労使トラブル110番
仕事と治療の両立支援とその限度
Q
弊社では現在2人の障害を抱えている方の就労継続の可否等を検討しています。
1人は脳出血により左半身不随となっている方で身体障害者等級2級の手帳を持っておられる方です。
もう20年以上障害を持ちながら就労継続している方です。
もう1人は、緑内障により視力、視野の障害になった方で同じく身体障害者等級2級に該当すると診断されています。
こうした方の就労継続の可否及び就労継続する場合の留意点などについてアドバイスいただきたいのですが…。
A
厚労省がガイドラインを発表
平成31年3月、厚生労働省は「事業場における治療と仕事の両立支援のためのガイドライン」(パンフレット)を改定、発表しました。

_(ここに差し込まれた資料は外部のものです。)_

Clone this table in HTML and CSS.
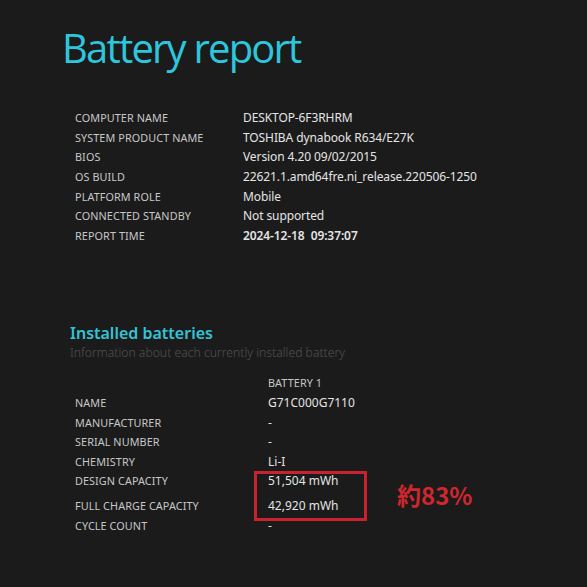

近年、「診断技術や治療方法の進歩により、かつては『不治の病』とされていた疾病においても生存率が向上し、『長く付き合う病気』に変化しつつあり、労働者が病気になったからと言って、すぐに離職しなければならないという状況が必ずしも当てはまらなくなってきている」。
「しかしながら、疾病や障害を抱える労働者の中には、仕事上の理由で適切な治療を受けることができない場合や、疾病に対する労働者自身の不十分な理解や、職場の理解・支援体制不足により、離職に至ってしまう場合も見られる」状況があります。
労働者が業務によって疾病を憎悪させることなく治療と仕事の両立を図っていくことは、健康経営やワーク・ライフ・バランス、ダイバーシティ推進という観点からも、労働者に安心感やモチベーションを向上させることによって多様な人材の活用による組織や事業の活性化を図る点からも意義ある取り組みです。
両立支援を行うに当たっての留意事項
両立支援を行うに当たっては次の点に留意するようパンフレットで強調しています。
① 安全と健康の確保…疾病の憎悪や再発・労働災害が生じないよう、就業場所の変更や作業の転換、労働時間の短縮など適切な就業上の措置や配慮を行う
② 労働者本人により取組…労働者本人が主治医の指示等に基づき治療を受け、服薬すること、適切な生活習慣を守ること
③ 労働者本人の申出…労働者本人から支援を求める申し出がなされることが始まりです。同時に事業場として、申出が円滑に行われるようルールを作成し周知すること、研修などを通じて意識啓発を行うこと、相談窓口など整備すること
④ 治療と仕事の両立支援の特徴を踏まえた対応…労働者は入院や通院等により一時的に業務遂行能力が低下したりします。それを踏まえた就業上の措置が必要です
⑤ 個別事例の特性に応じた配慮…個人ごとにとるべき対応や配慮が違ってきます
⑥ 個人情報の保護…健康情報を取り扱う者の範囲や第三者への漏えいの防止も含めた体制を整備します
支援にも限度がある
かといってすべての方を支援できるかというと自ずと限度があります。
この点では、最高裁の片山組事件の判決(平成10年4月9日)が参考になります。
この事件は、土木建築施工・請負等を行う会社に雇用され、建設工事現場における監督業務に従事していた者が、バセドウ病に罹患し現場監督業務ができなくなり、会社は休職し治療に専念するよう命じたわけですが、本人が事務作業ならできる旨を医師の診断書と併せて申し出たにもかかわらず、会社は拒否したため、賃金の請求を求めて提訴したというものです。
最高裁の判断は、
①労働者が職種や業務内容を特定せず労働契約を締結した場合においては(このケースはそうだった)、
②その能力、経験、地位、当該企業の規模、業種、当該企業における労働者の配置・異動の実情及び難易等に照らして、
③当該労働者が配置される現実的可能性があると認められる他の業務に労務を提供することができ、かつ、その提供を申し出ているならば、なお債務の本旨に従った履行の提供があると解するのが相当である。
④(差戻審判決では)本人に実行可能な事務作業があり、これに配置する現実的可能性があったとして、賃金請求権が認められた
というものです。
雇用形態が職種等を問わない形態で、会社の規模や人事異動の実情等を考慮して、他職種に配置される現実的可能性があるのであれば、そうすべきだという判断です。
逆に言えば、職種等を限定した雇用であった場合や、会社の規模等が小さかった場合は別の判断があり得るということです。
また、会社に病者や障害者のために新たな職種を作り出す義務までを課しているわけでもありません。
以上を参考に、お2人の個別の事情と職務配置の可能性についてご検討ください。